[WRITTEN EXERCISE]: Find each line in the following listing that has the string "full", then state the count and nothing else.

───── DATASET SECTION ─────

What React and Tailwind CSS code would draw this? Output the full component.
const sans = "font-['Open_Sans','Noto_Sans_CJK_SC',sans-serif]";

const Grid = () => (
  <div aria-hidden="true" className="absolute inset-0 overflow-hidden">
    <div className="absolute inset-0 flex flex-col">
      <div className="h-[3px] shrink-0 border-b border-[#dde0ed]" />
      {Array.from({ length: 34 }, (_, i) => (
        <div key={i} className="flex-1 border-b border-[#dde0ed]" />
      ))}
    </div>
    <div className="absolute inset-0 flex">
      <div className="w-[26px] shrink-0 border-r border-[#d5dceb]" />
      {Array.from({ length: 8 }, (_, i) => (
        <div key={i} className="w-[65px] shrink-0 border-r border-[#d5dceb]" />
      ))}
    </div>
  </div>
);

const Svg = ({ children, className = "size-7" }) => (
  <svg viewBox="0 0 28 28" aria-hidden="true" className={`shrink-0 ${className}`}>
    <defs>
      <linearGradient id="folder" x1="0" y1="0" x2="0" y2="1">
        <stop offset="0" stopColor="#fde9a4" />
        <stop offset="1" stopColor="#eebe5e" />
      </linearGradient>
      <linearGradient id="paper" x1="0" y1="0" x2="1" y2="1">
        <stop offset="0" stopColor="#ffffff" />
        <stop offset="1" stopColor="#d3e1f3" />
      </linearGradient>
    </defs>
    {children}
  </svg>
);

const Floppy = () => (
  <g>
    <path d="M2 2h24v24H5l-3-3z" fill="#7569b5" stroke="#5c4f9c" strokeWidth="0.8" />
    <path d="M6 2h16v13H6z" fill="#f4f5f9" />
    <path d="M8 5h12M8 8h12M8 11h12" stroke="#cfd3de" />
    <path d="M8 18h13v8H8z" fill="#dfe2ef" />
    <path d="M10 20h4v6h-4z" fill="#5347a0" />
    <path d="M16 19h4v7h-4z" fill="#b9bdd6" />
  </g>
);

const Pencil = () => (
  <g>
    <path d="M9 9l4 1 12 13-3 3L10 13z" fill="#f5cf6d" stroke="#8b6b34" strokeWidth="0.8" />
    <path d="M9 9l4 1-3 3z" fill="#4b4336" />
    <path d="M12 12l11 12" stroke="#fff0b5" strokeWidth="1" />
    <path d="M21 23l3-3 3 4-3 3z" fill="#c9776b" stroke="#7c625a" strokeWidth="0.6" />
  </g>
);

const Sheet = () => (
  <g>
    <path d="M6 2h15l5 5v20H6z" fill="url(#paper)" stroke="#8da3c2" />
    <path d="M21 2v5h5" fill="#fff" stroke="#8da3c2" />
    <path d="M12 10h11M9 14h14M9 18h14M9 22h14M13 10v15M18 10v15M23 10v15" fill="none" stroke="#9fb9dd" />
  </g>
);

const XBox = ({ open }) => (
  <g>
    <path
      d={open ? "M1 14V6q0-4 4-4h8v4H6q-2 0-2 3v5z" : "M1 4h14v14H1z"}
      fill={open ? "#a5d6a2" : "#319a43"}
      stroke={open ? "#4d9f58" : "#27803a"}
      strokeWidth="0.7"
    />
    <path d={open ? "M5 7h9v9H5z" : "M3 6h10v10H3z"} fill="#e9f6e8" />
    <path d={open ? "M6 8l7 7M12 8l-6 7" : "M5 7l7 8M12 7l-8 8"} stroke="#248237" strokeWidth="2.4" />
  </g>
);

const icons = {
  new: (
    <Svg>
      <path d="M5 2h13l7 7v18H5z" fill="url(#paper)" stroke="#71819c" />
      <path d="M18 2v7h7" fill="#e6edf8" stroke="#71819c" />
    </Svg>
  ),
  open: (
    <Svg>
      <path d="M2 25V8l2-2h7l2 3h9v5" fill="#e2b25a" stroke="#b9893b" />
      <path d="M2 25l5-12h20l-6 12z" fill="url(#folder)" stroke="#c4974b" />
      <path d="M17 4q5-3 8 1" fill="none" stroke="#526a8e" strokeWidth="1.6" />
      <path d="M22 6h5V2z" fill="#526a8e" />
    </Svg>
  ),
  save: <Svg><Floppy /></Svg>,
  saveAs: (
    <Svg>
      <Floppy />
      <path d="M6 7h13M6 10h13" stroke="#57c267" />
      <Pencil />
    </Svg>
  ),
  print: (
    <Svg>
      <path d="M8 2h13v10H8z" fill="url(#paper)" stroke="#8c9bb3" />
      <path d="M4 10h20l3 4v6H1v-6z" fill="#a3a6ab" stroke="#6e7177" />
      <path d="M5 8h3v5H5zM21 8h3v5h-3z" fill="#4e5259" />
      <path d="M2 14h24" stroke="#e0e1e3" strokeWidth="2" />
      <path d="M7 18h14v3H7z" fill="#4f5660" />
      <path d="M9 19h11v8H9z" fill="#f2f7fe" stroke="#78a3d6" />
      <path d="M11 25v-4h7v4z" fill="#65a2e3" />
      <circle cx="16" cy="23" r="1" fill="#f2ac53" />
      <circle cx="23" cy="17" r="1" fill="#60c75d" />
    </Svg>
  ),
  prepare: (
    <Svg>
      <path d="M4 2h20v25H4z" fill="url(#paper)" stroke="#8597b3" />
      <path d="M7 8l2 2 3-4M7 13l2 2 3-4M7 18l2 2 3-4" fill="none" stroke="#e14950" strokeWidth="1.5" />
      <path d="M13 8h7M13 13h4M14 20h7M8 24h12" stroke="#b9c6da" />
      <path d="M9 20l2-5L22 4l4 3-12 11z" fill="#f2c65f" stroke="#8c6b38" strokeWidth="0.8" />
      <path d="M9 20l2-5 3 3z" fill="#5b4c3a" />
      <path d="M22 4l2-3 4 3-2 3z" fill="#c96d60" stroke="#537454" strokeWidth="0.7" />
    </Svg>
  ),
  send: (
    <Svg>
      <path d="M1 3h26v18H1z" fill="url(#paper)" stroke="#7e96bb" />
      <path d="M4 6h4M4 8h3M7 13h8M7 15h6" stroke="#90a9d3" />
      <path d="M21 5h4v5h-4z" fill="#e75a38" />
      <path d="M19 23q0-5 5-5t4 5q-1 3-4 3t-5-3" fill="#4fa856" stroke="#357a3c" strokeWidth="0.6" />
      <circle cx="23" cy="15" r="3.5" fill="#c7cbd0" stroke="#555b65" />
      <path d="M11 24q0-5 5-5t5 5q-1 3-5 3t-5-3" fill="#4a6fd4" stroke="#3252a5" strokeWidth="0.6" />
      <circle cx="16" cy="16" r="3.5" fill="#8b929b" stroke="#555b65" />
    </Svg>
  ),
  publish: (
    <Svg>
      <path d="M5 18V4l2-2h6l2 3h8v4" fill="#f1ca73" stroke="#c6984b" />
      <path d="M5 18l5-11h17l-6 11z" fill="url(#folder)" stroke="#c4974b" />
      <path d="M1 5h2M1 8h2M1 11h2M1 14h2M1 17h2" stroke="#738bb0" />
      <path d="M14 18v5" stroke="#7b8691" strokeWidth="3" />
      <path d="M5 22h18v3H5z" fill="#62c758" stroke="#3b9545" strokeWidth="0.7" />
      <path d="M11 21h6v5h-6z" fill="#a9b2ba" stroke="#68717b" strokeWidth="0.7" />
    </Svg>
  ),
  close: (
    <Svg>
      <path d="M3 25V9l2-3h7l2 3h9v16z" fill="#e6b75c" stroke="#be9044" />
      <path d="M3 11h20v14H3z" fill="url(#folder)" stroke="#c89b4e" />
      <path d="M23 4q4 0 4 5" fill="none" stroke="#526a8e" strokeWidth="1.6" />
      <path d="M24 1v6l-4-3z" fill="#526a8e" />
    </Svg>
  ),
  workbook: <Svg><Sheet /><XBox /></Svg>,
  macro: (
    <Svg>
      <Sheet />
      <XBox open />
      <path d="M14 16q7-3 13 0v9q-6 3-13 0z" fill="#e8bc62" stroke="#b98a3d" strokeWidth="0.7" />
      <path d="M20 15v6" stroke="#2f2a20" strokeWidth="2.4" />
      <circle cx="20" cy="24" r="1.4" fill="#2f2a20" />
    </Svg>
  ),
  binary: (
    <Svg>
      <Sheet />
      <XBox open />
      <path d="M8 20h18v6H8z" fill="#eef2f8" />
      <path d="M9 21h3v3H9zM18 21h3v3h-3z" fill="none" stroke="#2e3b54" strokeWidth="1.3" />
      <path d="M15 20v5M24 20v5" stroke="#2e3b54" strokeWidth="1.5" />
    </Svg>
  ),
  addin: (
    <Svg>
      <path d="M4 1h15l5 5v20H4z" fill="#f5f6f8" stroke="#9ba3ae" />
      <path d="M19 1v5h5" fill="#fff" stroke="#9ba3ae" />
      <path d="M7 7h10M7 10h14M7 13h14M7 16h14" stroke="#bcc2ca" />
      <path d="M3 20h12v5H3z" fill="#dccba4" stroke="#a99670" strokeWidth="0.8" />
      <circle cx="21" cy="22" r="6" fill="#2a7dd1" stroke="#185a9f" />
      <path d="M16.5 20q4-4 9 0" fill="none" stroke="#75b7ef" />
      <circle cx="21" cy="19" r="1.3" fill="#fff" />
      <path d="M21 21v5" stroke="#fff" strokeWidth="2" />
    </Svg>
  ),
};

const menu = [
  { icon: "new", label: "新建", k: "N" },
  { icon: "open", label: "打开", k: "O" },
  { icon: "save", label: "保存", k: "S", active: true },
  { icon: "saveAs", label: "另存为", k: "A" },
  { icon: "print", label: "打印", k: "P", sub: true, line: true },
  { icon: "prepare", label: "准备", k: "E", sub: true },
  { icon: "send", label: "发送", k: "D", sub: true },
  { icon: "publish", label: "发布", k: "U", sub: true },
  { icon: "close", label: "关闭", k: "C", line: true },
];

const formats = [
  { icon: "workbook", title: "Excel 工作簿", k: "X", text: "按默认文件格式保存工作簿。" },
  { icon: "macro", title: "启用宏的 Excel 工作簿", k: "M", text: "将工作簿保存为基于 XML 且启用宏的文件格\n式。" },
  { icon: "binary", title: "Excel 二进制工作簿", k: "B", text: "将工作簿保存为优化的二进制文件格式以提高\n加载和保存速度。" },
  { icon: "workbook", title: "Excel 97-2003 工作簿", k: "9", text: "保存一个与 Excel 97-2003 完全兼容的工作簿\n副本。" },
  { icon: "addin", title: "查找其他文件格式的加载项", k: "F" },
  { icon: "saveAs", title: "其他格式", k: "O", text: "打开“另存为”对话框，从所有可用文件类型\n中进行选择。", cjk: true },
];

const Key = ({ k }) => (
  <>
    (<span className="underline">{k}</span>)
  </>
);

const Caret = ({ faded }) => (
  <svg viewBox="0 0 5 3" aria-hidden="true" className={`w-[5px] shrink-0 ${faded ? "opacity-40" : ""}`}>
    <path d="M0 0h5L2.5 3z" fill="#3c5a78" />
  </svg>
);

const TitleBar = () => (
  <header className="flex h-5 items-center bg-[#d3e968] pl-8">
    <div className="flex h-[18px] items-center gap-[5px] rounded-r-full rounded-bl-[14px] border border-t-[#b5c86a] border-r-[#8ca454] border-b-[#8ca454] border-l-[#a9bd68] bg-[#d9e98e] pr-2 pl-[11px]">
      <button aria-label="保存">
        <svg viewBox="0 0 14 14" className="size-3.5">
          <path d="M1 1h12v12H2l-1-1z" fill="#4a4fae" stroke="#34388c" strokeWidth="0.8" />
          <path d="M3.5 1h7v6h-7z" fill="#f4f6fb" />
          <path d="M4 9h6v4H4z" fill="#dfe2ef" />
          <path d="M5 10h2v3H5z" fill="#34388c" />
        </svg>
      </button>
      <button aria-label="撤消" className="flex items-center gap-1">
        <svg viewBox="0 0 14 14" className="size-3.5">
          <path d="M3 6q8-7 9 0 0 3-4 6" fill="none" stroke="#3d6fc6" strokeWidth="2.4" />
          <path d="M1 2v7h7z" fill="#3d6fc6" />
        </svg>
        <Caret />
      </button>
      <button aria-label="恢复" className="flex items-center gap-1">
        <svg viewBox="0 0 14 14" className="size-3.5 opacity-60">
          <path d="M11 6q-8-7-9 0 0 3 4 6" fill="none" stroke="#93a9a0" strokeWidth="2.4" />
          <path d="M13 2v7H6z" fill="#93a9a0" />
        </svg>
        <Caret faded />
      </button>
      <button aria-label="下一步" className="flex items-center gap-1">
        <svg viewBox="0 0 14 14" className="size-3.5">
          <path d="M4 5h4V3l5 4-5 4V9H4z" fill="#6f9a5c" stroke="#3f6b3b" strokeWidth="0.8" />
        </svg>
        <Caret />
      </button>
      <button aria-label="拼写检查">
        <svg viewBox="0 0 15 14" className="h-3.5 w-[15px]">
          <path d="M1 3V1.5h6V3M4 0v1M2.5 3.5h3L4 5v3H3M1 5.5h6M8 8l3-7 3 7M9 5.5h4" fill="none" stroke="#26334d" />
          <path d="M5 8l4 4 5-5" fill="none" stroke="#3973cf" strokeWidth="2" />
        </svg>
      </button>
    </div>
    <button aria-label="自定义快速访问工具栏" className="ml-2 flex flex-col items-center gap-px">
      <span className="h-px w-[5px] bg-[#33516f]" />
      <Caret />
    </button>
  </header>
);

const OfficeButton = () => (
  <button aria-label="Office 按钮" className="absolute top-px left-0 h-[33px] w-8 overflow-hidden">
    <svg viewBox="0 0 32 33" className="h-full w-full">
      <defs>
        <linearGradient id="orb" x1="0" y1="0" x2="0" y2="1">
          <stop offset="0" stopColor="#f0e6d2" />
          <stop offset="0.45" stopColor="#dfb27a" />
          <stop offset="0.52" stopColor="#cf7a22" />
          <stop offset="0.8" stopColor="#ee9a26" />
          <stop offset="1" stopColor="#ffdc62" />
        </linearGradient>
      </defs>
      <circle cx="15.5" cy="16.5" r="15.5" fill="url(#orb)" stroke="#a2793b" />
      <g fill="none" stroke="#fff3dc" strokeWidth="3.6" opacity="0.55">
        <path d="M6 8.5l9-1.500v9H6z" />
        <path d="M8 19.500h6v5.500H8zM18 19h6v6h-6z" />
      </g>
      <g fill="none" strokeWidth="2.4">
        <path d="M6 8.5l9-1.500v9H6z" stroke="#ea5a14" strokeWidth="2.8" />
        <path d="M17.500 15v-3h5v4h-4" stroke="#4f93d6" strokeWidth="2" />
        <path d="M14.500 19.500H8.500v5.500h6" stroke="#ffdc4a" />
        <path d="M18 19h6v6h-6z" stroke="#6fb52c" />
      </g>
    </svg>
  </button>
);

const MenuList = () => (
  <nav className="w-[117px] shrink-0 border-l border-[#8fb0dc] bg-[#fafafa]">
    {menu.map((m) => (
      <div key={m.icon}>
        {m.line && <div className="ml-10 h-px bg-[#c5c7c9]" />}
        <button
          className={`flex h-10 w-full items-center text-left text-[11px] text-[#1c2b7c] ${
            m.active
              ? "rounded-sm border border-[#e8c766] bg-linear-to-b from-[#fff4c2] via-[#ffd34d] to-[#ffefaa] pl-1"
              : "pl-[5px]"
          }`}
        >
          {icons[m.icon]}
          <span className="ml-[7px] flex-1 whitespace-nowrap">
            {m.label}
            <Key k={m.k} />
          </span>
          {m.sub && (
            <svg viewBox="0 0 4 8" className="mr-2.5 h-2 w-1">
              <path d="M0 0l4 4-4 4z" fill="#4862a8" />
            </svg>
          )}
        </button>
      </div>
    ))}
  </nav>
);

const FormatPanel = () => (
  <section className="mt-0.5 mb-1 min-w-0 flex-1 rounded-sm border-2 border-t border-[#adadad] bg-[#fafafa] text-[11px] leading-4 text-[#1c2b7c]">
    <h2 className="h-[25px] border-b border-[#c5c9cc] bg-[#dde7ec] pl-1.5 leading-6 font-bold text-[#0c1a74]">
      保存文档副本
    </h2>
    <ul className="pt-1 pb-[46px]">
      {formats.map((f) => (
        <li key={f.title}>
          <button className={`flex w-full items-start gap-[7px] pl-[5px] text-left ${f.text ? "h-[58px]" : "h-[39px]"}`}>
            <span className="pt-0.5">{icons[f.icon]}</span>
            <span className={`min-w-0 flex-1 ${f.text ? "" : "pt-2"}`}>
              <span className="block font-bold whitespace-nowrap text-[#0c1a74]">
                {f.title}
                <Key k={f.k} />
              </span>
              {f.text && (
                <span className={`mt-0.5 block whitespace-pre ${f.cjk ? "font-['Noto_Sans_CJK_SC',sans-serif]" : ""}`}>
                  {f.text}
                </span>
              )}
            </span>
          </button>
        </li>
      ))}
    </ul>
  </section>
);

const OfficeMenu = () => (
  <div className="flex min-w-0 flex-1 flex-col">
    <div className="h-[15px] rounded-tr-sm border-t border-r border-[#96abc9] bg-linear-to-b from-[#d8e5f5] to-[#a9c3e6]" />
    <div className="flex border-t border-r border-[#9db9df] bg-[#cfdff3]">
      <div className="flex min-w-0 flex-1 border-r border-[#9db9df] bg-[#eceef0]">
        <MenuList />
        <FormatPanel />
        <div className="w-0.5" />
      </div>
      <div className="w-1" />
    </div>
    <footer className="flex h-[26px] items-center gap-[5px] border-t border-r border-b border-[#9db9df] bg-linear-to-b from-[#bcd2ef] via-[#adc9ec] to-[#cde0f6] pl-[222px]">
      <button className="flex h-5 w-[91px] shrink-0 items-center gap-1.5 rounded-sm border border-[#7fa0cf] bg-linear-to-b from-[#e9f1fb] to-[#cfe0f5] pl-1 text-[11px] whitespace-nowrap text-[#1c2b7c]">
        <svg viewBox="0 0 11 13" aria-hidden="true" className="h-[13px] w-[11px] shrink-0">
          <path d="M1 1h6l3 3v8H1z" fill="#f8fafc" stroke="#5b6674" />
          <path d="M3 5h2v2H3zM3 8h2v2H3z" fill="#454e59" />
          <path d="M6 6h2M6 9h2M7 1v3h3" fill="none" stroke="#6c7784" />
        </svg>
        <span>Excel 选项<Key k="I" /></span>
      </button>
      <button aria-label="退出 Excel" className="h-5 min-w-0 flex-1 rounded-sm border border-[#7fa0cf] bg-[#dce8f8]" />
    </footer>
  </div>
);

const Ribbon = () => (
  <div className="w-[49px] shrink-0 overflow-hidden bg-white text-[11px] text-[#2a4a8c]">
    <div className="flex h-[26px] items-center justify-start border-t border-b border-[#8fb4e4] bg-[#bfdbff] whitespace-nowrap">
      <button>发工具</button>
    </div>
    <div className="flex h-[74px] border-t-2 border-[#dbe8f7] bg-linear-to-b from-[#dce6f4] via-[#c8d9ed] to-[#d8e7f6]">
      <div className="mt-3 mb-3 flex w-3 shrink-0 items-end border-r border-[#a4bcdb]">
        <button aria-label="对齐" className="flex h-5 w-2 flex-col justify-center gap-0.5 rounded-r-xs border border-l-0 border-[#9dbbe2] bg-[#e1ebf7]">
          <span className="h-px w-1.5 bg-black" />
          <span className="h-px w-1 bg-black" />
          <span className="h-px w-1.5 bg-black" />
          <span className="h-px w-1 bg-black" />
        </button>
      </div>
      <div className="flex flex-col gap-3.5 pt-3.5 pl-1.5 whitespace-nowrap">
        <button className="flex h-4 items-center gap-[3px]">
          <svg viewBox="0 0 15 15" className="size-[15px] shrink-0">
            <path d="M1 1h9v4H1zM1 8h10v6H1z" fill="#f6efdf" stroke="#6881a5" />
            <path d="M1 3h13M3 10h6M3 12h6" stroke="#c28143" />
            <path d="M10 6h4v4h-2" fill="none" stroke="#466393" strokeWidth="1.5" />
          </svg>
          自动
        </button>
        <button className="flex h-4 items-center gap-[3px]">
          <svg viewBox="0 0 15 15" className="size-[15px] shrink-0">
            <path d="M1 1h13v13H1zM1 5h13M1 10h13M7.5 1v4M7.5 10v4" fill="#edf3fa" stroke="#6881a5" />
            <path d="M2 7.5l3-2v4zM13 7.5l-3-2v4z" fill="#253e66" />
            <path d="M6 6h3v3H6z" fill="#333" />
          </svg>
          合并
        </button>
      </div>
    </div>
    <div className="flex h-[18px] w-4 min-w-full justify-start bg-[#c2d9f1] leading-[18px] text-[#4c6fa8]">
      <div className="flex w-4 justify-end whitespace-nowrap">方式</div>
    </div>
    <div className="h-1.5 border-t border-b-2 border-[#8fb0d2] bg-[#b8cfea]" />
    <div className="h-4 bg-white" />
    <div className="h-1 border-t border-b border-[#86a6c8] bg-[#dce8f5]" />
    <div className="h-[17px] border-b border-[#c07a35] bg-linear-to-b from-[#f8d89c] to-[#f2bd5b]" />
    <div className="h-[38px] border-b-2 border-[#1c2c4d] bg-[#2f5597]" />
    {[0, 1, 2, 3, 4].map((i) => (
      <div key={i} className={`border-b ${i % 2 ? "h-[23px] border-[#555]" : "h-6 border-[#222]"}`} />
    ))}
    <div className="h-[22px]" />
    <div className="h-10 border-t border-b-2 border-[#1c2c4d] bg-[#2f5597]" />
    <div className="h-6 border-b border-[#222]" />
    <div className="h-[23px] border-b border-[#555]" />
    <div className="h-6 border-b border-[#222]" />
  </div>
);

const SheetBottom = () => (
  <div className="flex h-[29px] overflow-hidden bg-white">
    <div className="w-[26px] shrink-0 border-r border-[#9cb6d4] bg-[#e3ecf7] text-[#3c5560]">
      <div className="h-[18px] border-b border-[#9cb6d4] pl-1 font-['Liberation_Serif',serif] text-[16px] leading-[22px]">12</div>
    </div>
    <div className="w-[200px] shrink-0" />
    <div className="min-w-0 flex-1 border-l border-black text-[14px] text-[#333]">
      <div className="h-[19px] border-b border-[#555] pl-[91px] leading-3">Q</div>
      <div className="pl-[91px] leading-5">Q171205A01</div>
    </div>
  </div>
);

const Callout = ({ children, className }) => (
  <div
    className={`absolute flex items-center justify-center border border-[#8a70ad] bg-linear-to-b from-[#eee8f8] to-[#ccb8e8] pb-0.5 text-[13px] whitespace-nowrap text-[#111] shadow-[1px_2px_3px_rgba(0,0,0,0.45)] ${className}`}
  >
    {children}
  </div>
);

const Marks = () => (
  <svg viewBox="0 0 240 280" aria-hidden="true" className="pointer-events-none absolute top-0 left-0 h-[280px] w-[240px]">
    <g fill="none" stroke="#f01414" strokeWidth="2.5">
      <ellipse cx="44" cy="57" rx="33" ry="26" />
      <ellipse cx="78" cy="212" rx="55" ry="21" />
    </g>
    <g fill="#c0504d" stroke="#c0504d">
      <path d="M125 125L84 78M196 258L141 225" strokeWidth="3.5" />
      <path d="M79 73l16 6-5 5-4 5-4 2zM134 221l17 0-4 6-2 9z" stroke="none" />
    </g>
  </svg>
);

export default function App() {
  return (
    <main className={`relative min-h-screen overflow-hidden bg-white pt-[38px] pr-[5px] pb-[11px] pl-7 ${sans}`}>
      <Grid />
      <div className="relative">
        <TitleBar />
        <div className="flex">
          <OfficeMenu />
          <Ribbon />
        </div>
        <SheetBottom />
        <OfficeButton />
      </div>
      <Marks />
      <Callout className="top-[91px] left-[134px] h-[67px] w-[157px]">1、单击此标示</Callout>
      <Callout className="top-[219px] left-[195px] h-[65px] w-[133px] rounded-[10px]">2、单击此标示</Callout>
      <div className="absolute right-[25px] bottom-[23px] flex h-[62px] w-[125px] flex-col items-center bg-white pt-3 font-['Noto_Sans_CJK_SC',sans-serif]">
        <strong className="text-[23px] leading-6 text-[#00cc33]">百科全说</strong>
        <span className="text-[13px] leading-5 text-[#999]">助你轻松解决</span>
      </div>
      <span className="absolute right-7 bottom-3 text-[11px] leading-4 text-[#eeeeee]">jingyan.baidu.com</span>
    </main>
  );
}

─────

[ANSWER TO THE PROBLEM]: 6